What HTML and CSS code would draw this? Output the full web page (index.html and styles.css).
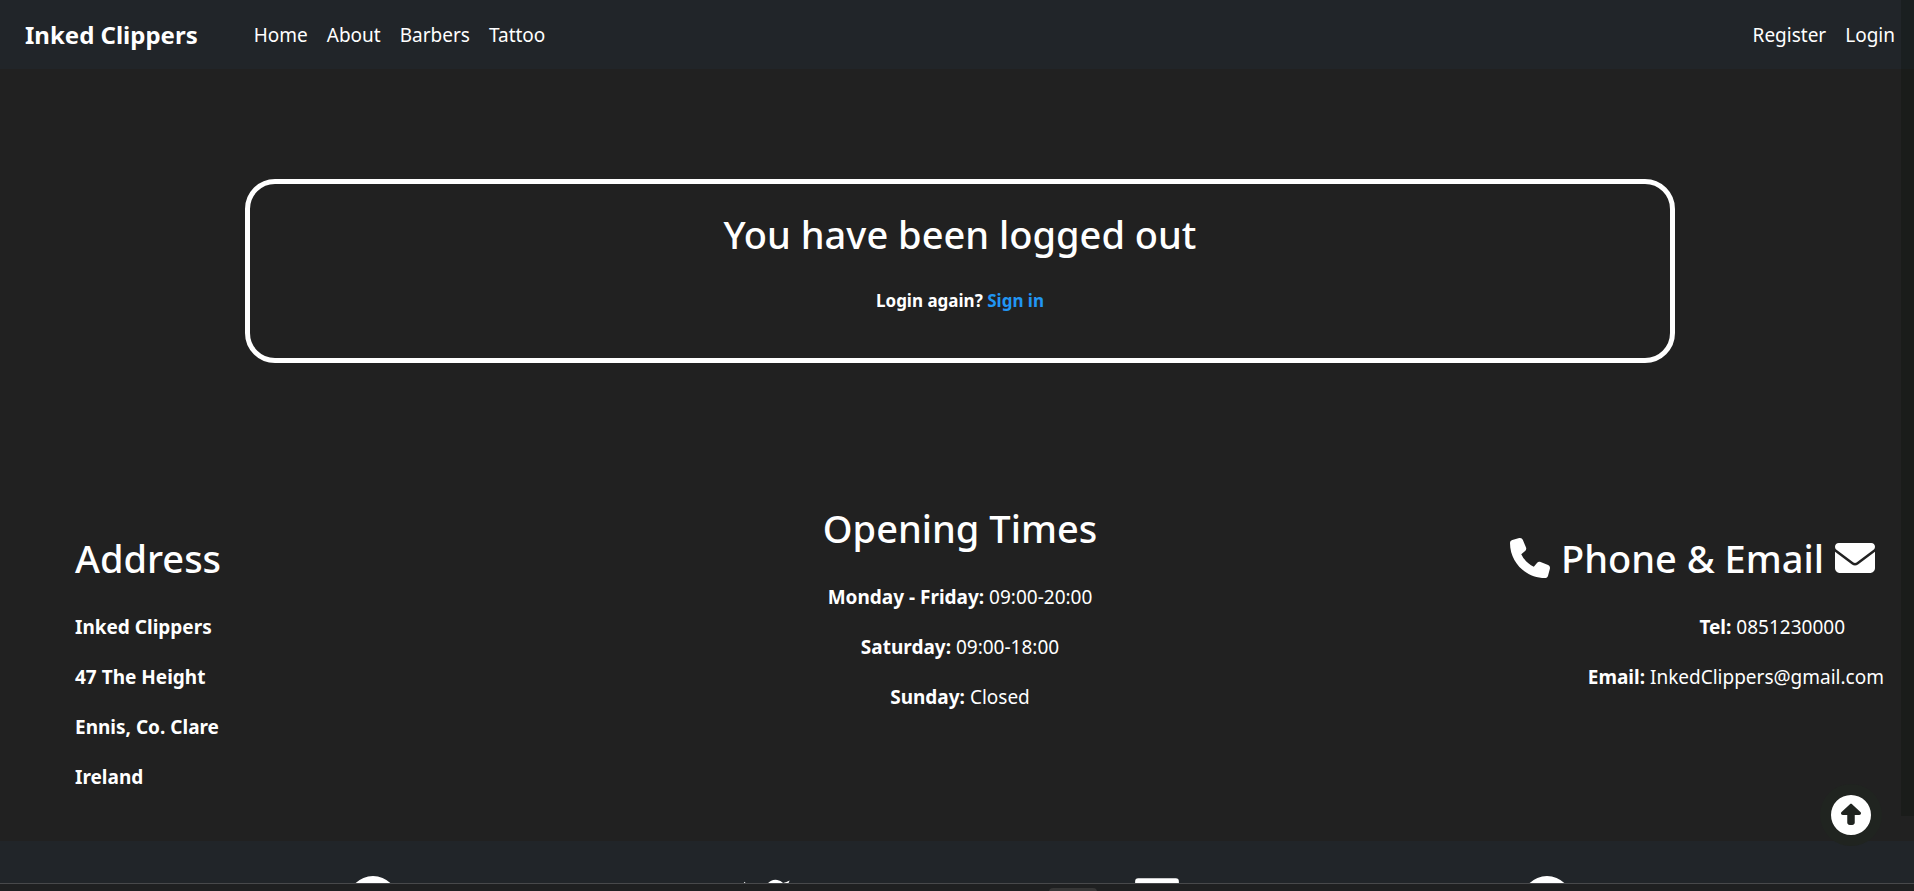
FILE: index.html
```html
<!DOCTYPE html>
<html lang="en">
<head>
<meta charset="utf-8">
<title>Inked Clippers</title>
<link rel="stylesheet" href="styles.css">
</head>
<body>
<div class="screen">
  <div class="page">
    <nav class="navbar">
      <a class="brand" href="#">Inked Clippers</a>
      <div class="nav-links">
        <a href="#">Home</a>
        <a href="#">About</a>
        <a href="#">Barbers</a>
        <a href="#">Tattoo</a>
      </div>
      <div class="nav-links nav-account">
        <a href="#">Register</a>
        <a href="#">Login</a>
      </div>
    </nav>
    <main class="main">
      <section class="notice">
        <h1 class="title">You have been logged out</h1>
        <p class="again">Login again? <a href="#">Sign in</a></p>
      </section>
    </main>
    <section class="info">
      <div class="col address">
        <h2 class="title">Address</h2>
        <p><b>Inked Clippers</b></p>
        <p><b>47 The Height</b></p>
        <p><b>Ennis, Co. Clare</b></p>
        <p><b>Ireland</b></p>
      </div>
      <div class="col times">
        <h2 class="title">Opening Times</h2>
        <p><b>Monday - Friday:</b> 09:00-20:00</p>
        <p><b>Saturday:</b> 09:00-18:00</p>
        <p><b>Sunday:</b> Closed</p>
      </div>
      <div class="col contact">
        <h2 class="title contact-title">
          <svg class="icon" viewBox="0 0 512 512" aria-hidden="true"><path d="M164.9 24.6c-7.7-18.6-28-28.5-47.4-23.2l-88 24C12.1 30.2 0 46 0 64C0 311.4 200.6 512 448 512c18 0 33.8-12.1 38.6-29.5l24-88c5.3-19.4-4.6-39.7-23.2-47.4l-96-40c-16.3-6.8-35.2-2.1-46.3 11.6L304.7 368C234.3 334.7 177.3 277.7 144 207.3L193.3 167c13.7-11.2 18.4-30 11.6-46.3l-40-96z"/></svg>
          <span>Phone &amp; Email</span>
          <svg class="icon" viewBox="0 0 512 512" aria-hidden="true"><path d="M48 64C21.5 64 0 85.5 0 112c0 15.1 7.1 29.3 19.2 38.4L236.8 313.6c11.4 8.5 27 8.5 38.4 0L492.8 150.4c12.1-9.1 19.2-23.3 19.2-38.4c0-26.5-21.5-48-48-48H48zM0 176V384c0 35.3 28.7 64 64 64H448c35.3 0 64-28.7 64-64V176L294.4 339.2c-22.8 17.1-54 17.1-76.8 0L0 176z"/></svg>
        </h2>
        <p class="tel"><b>Tel:</b> 0851230000</p>
        <p><b>Email:</b> InkedClippers@gmail.com</p>
      </div>
    </section>
    <footer class="footer">
      <a href="#" aria-label="Facebook"><svg class="social" viewBox="0 0 512 512"><path fill-rule="evenodd" d="M256 0a256 256 0 1 0 0 512A256 256 0 1 0 256 0zM214 506V330h-60v-74h60v-56c0-62 36-98 94-98 28 0 54 5 54 5v62h-32c-31 0-40 19-40 38v49h70l-11 74h-59v176z"/></svg></a>
      <a href="#" aria-label="Twitter"><svg class="social" viewBox="0 0.8 16 16"><path d="M5.026 15c6.038 0 9.341-5.003 9.341-9.334 0-.14 0-.282-.006-.422A6.685 6.685 0 0 0 16 3.542a6.658 6.658 0 0 1-1.889.518 3.301 3.301 0 0 0 1.447-1.817 6.533 6.533 0 0 1-2.087.793A3.286 3.286 0 0 0 7.875 6.03a9.325 9.325 0 0 1-6.767-3.429 3.289 3.289 0 0 0 1.018 4.382A3.323 3.323 0 0 1 .64 6.575v.045a3.288 3.288 0 0 0 2.632 3.218 3.203 3.203 0 0 1-.865.115 3.23 3.23 0 0 1-.614-.057 3.283 3.283 0 0 0 3.067 2.277A6.588 6.588 0 0 1 .78 13.58a6.32 6.32 0 0 1-.78-.045A9.344 9.344 0 0 0 5.026 15z"/></svg></a>
      <a href="#" aria-label="LinkedIn"><svg class="social social-narrow" viewBox="0 8 448 512"><path fill-rule="evenodd" d="M32 32H416a32 32 0 0 1 32 32V448a32 32 0 0 1-32 32H32a32 32 0 0 1-32-32V64a32 32 0 0 1 32-32zM69 202V416h66V202zM102 96a38 38 0 1 0 0 77 38 38 0 1 0 0-77zM177 202V416h66V310c0-62 74-60 74 0V416h67V283c0-100-107-99-141-48V202z"/></svg></a>
      <a href="#" aria-label="Pinterest"><svg class="social" viewBox="0 0 512 512"><path d="M256 0a256 256 0 1 0 0 512A256 256 0 1 0 256 0z"/></svg></a>
    </footer>
  </div>
  <a class="to-top" href="#" aria-label="Back to top"><svg class="icon" viewBox="0 0 512 512"><path fill-rule="evenodd" d="M256 0a256 256 0 1 0 0 512A256 256 0 1 0 256 0zM135.1 217.4l107.1-99.9c3.8-3.5 8.7-5.5 13.8-5.5s10.1 2 13.8 5.5l107.1 99.9c4.5 4.2 7.1 10.1 7.1 16.3c0 12.3-10 22.3-22.3 22.3H304v96c0 17.7-14.3 32-32 32H240c-17.7 0-32-14.3-32-32V256H150.3C138 256 128 246 128 233.7c0-6.2 2.6-12.1 7.1-16.3z"/></svg></a>
  <div class="scroll-thumb"></div>
</div>
<div class="taskbar"><div class="task-tab"></div></div>
</body>
</html>
```
FILE: styles.css
```css
* { box-sizing: border-box; }

body {
  margin: 0;
  height: 100vh;
  display: flex;
  flex-direction: column;
  overflow: hidden;
  background: #212121;
  color: #fff;
  font-family: "Noto Sans", "Open Sans", sans-serif;
  font-size: 19px;
  line-height: 30px;
}

a { color: inherit; text-decoration: none; }
h1, h2, p { margin: 0; }

.screen {
  position: relative;
  flex: 1;
  min-height: 0;
  overflow: hidden;
}

/* The page runs slightly past the right edge of the window. */
.page { margin-right: -6px; }

.navbar {
  display: flex;
  align-items: center;
  height: 69px;
  padding: 0 25px;
  background: #212529;
}

.brand {
  margin-right: 56px;
  font-size: 24px;
  font-weight: 700;
}

.nav-links { display: flex; gap: 19px; }
.nav-account { margin-left: auto; }

.main { padding: 110px 245px 0; }

.notice {
  padding: 26px 20px 44px;
  border: 5px solid #fff;
  border-radius: 30px;
  text-align: center;
}

.title {
  font-size: 38px;
  font-weight: 500;
  line-height: 48px;
}

.again {
  margin-top: 29px;
  font-size: 17px;
  font-weight: 700;
  line-height: 27px;
}

.again a { color: #2196f3; }

.info {
  display: grid;
  grid-template-columns: 1fr 1fr 1fr;
  padding: 141px 36px 49px;
}

.col {
  display: flex;
  flex-direction: column;
  gap: 20px;
}

.col .title { margin-bottom: 10px; }

.address { padding: 30px 0 0 39px; }
.times { text-align: center; }
.contact { padding-top: 30px; text-align: right; }

.contact-title {
  display: flex;
  justify-content: flex-end;
  align-items: center;
  gap: 11px;
  padding-right: 9px;
}

.tel { padding-right: 39px; }

.icon {
  display: block;
  width: 40px;
  height: 40px;
  fill: currentColor;
}

.footer {
  display: flex;
  justify-content: space-evenly;
  padding: 35px 4px;
  background: #212529;
}

.social {
  display: block;
  width: 50px;
  height: 50px;
  fill: #fff;
}

.social-narrow { width: 44px; }

.to-top {
  position: absolute;
  right: 32px;
  bottom: 37px;
  padding: 11px;
  border-radius: 50%;
  background: #202420;
}

.scroll-thumb {
  position: absolute;
  top: 0;
  right: 0;
  width: 13px;
  height: 816px;
  background: rgba(0, 8, 0, 0.2);
}

.taskbar {
  height: 8px;
  border-top: 1px solid #48494b;
  background: #1f2021;
  overflow: hidden;
}

.task-tab {
  width: 48px;
  height: 10px;
  margin: 4px auto 0;
  border-radius: 4px;
  background: #363636;
  translate: 116px 0;
}
```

======

Task statement => Select from the material above each line in which the string "index" appears, and list those lines.

Solution for this problem =>
What HTML and CSS code would draw this? Output the full web page (index.html and styles.css).
FILE: index.html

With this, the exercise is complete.